━━ Supplied material ━━
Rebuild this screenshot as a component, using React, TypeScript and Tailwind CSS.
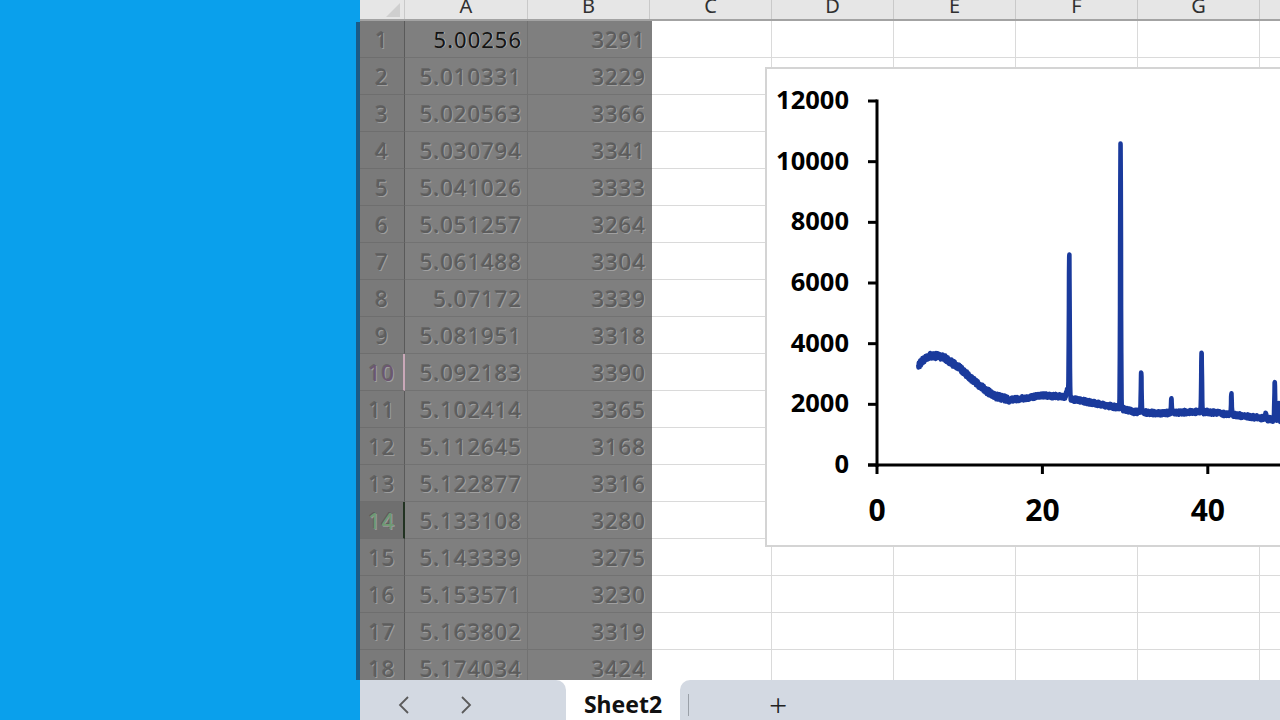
import React from "react";

const FONT = { fontFamily: '"Noto Sans", "Open Sans", sans-serif' };

// rows of the sheet: [x, y]
const rows: [string, string][] = [
  ["5.00256", "3291"],
  ["5.010331", "3229"],
  ["5.020563", "3366"],
  ["5.030794", "3341"],
  ["5.041026", "3333"],
  ["5.051257", "3264"],
  ["5.061488", "3304"],
  ["5.07172", "3339"],
  ["5.081951", "3318"],
  ["5.092183", "3390"],
  ["5.102414", "3365"],
  ["5.112645", "3168"],
  ["5.122877", "3316"],
  ["5.133108", "3280"],
  ["5.143339", "3275"],
  ["5.153571", "3230"],
  ["5.163802", "3319"],
  ["5.174034", "3424"],
];

const columns = ["C", "D", "E", "F", "G"];

// background of the scan, piecewise linear
const base: [number, number][] = [
  [5, 3250], [5.5, 3450], [6.5, 3620], [8, 3560], [10, 3200], [12, 2700],
  [14, 2300], [16, 2150], [18, 2210], [20, 2300], [22, 2260], [24, 2150],
  [27, 2000], [29, 1900], [31, 1760], [34, 1700], [38, 1750], [40, 1750],
  [43, 1660], [46, 1560], [48, 1490], [50, 1450],
];

const peaks: [number, number, number][] = [
  [23.0, 250, 0.12],
  [23.25, 4800, 0.05],
  [29.45, 8900, 0.05],
  [31.95, 1350, 0.05],
  [35.6, 550, 0.05],
  [39.25, 1950, 0.05],
  [42.85, 650, 0.05],
  [47.0, 150, 0.08],
  [48.1, 1250, 0.05],
  [48.6, 550, 0.05],
];

function baseAt(t: number) {
  for (let i = 1; i < base.length; i++) {
    const [t0, v0] = base[i - 1];
    const [t1, v1] = base[i];
    if (t <= t1) return v0 + ((t - t0) / (t1 - t0)) * (v1 - v0);
  }
  return base[base.length - 1][1];
}

let seed = 7;
function rand() {
  seed = (seed * 1103515245 + 12345) % 2147483648;
  return seed / 2147483648;
}

const X = (t: number) => 110 + t * 8.27;
const Y = (v: number) => 396 - v * 0.030333;

const points: string[] = [];
for (let t = 5; t <= 50; t += 0.02) {
  let v = baseAt(t) + (rand() - 0.5) * (t < 16 ? 200 : 150);
  for (const [c, h, s] of peaks) {
    const d = (t - c) / s;
    v += h * Math.exp(-d * d * 0.5);
  }
  points.push(`${X(t).toFixed(1)},${Y(v).toFixed(1)}`);
}

function Chart() {
  const yTicks = [0, 2000, 4000, 6000, 8000, 10000, 12000];
  const xTicks = [0, 20, 40, 60];
  return (
    <div className="absolute left-[405px] top-[67px] h-[480px] w-[530px] overflow-hidden border-2 border-[#d4d4d4] bg-white">
      <svg width="515" height="480" style={{ fontFamily: '"Open Sans", "Noto Sans", sans-serif' }}>
        <polyline
          points={points.join(" ")}
          fill="none"
          stroke="#1a3a9c"
          strokeWidth="4.5"
          strokeLinejoin="round"
          strokeLinecap="round"
        />
        <line x1="110" y1="30.5" x2="110" y2="398" stroke="#000" strokeWidth="3" />
        <line x1="101" y1="396" x2="515" y2="396" stroke="#000" strokeWidth="3" />
        {yTicks.map((v) => (
          <g key={v}>
            <line x1="101" y1={Y(v)} x2="110" y2={Y(v)} stroke="#000" strokeWidth="3" />
            <text x="82" y={Y(v) + 8} textAnchor="end" fontSize="25.5" fontWeight="700" fill="#000">
              {v}
            </text>
          </g>
        ))}
        {xTicks.map((t) => (
          <g key={t}>
            <line x1={X(t)} y1="396" x2={X(t)} y2="405" stroke="#000" strokeWidth="3" />
            <text x={X(t)} y="452" textAnchor="middle" fontSize="30" fontWeight="700" fill="#000">
              {t}
            </text>
          </g>
        ))}
      </svg>
    </div>
  );
}

const embossed = { textShadow: "1px 1px 0 rgba(190,190,190,0.55), -1px -1px 0 rgba(60,60,60,0.35)" };

function SheetRow({ n, a, b }: { n: number; a: string; b: string }) {
  const headTone =
    n === 14
      ? "bg-[#6f6f6f] text-[#6f9a72] border-r-2 border-r-[#223322]"
      : n === 10
        ? "bg-[#7c7c7c] text-[#6d5670] border-r-2 border-r-[#c9a8b8]"
        : "bg-[#7a7a7a] text-[#5d5d5d] border-r border-r-[#5a5a5a]";
  return (
    <div className="flex h-[37px] shrink-0 text-[22px] tracking-[1px]">
      <div className={`flex w-[45px] shrink-0 items-center justify-center border-b border-b-[#6e6e6e] ${headTone}`} style={embossed}>
        {n}
      </div>
      <div className="relative flex w-[123px] shrink-0 items-center justify-end border-r border-b border-[#727272] bg-[#7f7f7f] pr-[5px]">
        {n === 1 ? (
          <>
            <span className="absolute right-[4px] text-[#c8c8c8] opacity-70">{a}</span>
            <span className="relative text-[#141414]">{a}</span>
          </>
        ) : (
          <span className="text-[#5c5c5c]" style={embossed}>{a}</span>
        )}
      </div>
      <div className="flex w-[124px] shrink-0 items-center justify-end border-b border-[#727272] bg-[#7f7f7f] pr-[6px] text-[#5c5c5c]" style={embossed}>
        {b}
      </div>
      {columns.map((c, i) => (
        <div key={c} className={`shrink-0 border-r border-b border-[#dadada] bg-white ${i === 0 ? "w-[120px]" : "w-[122px]"}`} />
      ))}
      <div className="flex-1 border-b border-[#dadada] bg-white" />
    </div>
  );
}

function TabBar() {
  return (
    <div className="flex h-[40px] shrink-0 bg-white">
      <div className="flex w-[206px] items-center rounded-tr-[10px] bg-[#d3d9e2] pl-[36px] pt-[10px]">
        <svg width="16" height="22" viewBox="0 0 16 22">
          <path d="M12 3 L4 11 L12 19" fill="none" stroke="#5a5a5a" strokeWidth="1.8" />
        </svg>
        <svg width="16" height="22" viewBox="0 0 16 22" className="ml-[46px]">
          <path d="M4 3 L12 11 L4 19" fill="none" stroke="#5a5a5a" strokeWidth="1.8" />
        </svg>
      </div>
      <div className="flex w-[114px] items-center justify-center pt-[9px] text-[23px] font-bold text-[#111]">
        Sheet2
      </div>
      <div className="flex flex-1 items-center rounded-tl-[10px] bg-[#d3d9e2] pt-[10px]">
        <div className="ml-[8px] h-[22px] w-px bg-[#9aa0a8]" />
        <div className="ml-[80px] text-[32px] font-light leading-[34px] text-[#222]">+</div>
      </div>
    </div>
  );
}

export default function App() {
  return (
    <div className="flex h-[720px] w-[1280px] overflow-hidden bg-white" style={FONT}>
      <div className="relative w-[360px] shrink-0 bg-[#0aa0ec]">
        <div className="absolute top-[22px] right-0 bottom-[40px] w-[4px] bg-[#1b5a86]" />
      </div>

      <div className="relative flex flex-1 flex-col">
        <div className="flex h-[680px] flex-col overflow-hidden">
          {/* column headers */}
          <div className="flex h-[21px] shrink-0 border-b-2 border-[#a3a3a3] bg-[#e6e6e6] text-[20px] leading-[12px] text-[#303030]">
            <div className="relative w-[45px] shrink-0 overflow-hidden border-r border-[#c9c9c9]">
              <div className="absolute right-[4px] bottom-[2px] h-0 w-0 border-b-[14px] border-l-[14px] border-b-[#cfcfcf] border-l-transparent" />
            </div>
            {["A", "B", ...columns].map((c, i) => (
              <div
                key={c}
                className={`flex shrink-0 justify-center overflow-hidden border-r border-[#c9c9c9] ${i === 0 ? "w-[123px]" : "w-[122px]"}`}
              >
                {c}
              </div>
            ))}
            <div className="flex-1" />
          </div>

          {rows.map(([a, b], i) => (
            <SheetRow key={i} n={i + 1} a={a} b={b} />
          ))}
        </div>

        <TabBar />
        <Chart />
      </div>
    </div>
  );
}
━━━
_Challenge:_ Pictures stay out. Print the data exactly, from its first line through the line containing "const Y = (v: number) => 396 - v * 0.030333;".

_Result of this task:_
Rebuild this screenshot as a component, using React, TypeScript and Tailwind CSS.
import React from "react";

const FONT = { fontFamily: '"Noto Sans", "Open Sans", sans-serif' };

// rows of the sheet: [x, y]
const rows: [string, string][] = [
  ["5.00256", "3291"],
  ["5.010331", "3229"],
  ["5.020563", "3366"],
  ["5.030794", "3341"],
  ["5.041026", "3333"],
  ["5.051257", "3264"],
  ["5.061488", "3304"],
  ["5.07172", "3339"],
  ["5.081951", "3318"],
  ["5.092183", "3390"],
  ["5.102414", "3365"],
  ["5.112645", "3168"],
  ["5.122877", "3316"],
  ["5.133108", "3280"],
  ["5.143339", "3275"],
  ["5.153571", "3230"],
  ["5.163802", "3319"],
  ["5.174034", "3424"],
];

const columns = ["C", "D", "E", "F", "G"];

// background of the scan, piecewise linear
const base: [number, number][] = [
  [5, 3250], [5.5, 3450], [6.5, 3620], [8, 3560], [10, 3200], [12, 2700],
  [14, 2300], [16, 2150], [18, 2210], [20, 2300], [22, 2260], [24, 2150],
  [27, 2000], [29, 1900], [31, 1760], [34, 1700], [38, 1750], [40, 1750],
  [43, 1660], [46, 1560], [48, 1490], [50, 1450],
];

const peaks: [number, number, number][] = [
  [23.0, 250, 0.12],
  [23.25, 4800, 0.05],
  [29.45, 8900, 0.05],
  [31.95, 1350, 0.05],
  [35.6, 550, 0.05],
  [39.25, 1950, 0.05],
  [42.85, 650, 0.05],
  [47.0, 150, 0.08],
  [48.1, 1250, 0.05],
  [48.6, 550, 0.05],
];

function baseAt(t: number) {
  for (let i = 1; i < base.length; i++) {
    const [t0, v0] = base[i - 1];
    const [t1, v1] = base[i];
    if (t <= t1) return v0 + ((t - t0) / (t1 - t0)) * (v1 - v0);
  }
  return base[base.length - 1][1];
}

let seed = 7;
function rand() {
  seed = (seed * 1103515245 + 12345) % 2147483648;
  return seed / 2147483648;
}

const X = (t: number) => 110 + t * 8.27;
const Y = (v: number) => 396 - v * 0.030333;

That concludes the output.